You can see the gory details of what’s out of sync. The UI shows you a diff, but you can also get it from the CLI:

argocd app diff my-app-name

This command is your best friend for figuring out why something is marked OutOfSync.

Common Pitfalls and How to Avoid Them

  1. The Ignore Diff Dilemma: Sometimes, a field is managed by another controller or is just noisy. A classic example is the kubectl.kubernetes.io/last-applied-configuration annotation. To stop ArgoCD from caring about it, you use ignoreDifferences in your Application spec. Use this power sparingly; it’s a trap door for letting drift back into your system.

    spec:
      ignoreDifferences:
      - group: ""
        kind: Service
        jsonPointers:
        - /spec/clusterIP
    
  2. The Helm Timeout Tango: Helm hooks often use the helm.sh/hook-weight annotation to control order. After the hook runs, Helm deletes the job pod. ArgoCD sees the resource it’s tracking suddenly vanish and freaks out, reporting it as Missing. The solution? Tell ArgoCD to ignore the deletion of hook resources using the resource.labels approach in your ignoreDifferences block. It’s a clunky workaround for a fundamental tension between two tools.
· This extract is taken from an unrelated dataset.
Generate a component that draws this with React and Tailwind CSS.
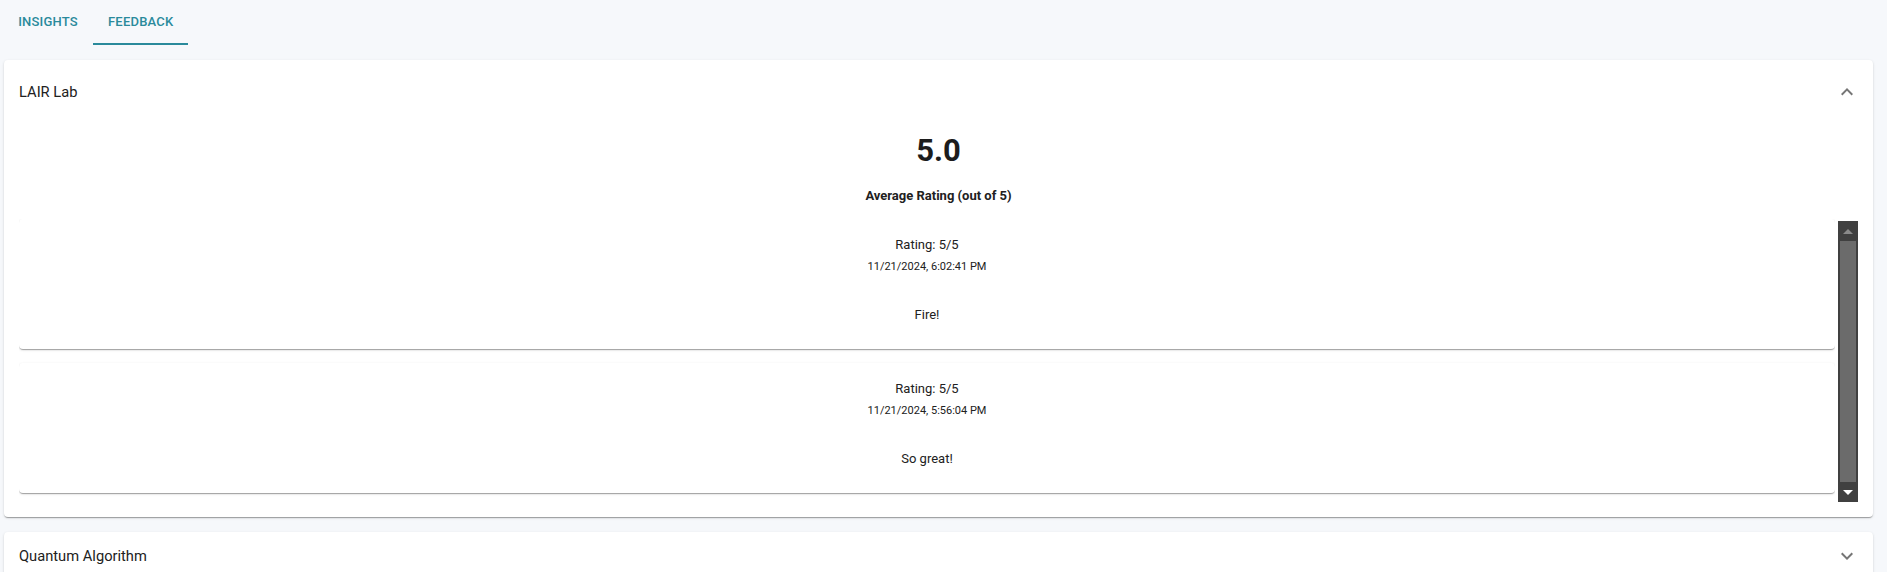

  3. Sync Waves for Orderly Rollouts: Need to create a ConfigMap before the Deployment that uses it? Use sync waves. Annotate your resource with argocd.argoproj.io/sync-wave: "-5" (the lower number goes first). The Deployment, by default, is wave 0. This is how you enforce ordering without resorting to clunky hooks. It’s one of ArgoCD’s best features for managing complex interdependencies.

The goal is to get everything to Healthy and Synced. When that happens, you have a high degree of confidence that your cluster’s reality matches your Git repository’s declared intent. And that, my friend, is where the real magic—and more importantly, a good night’s sleep—happens.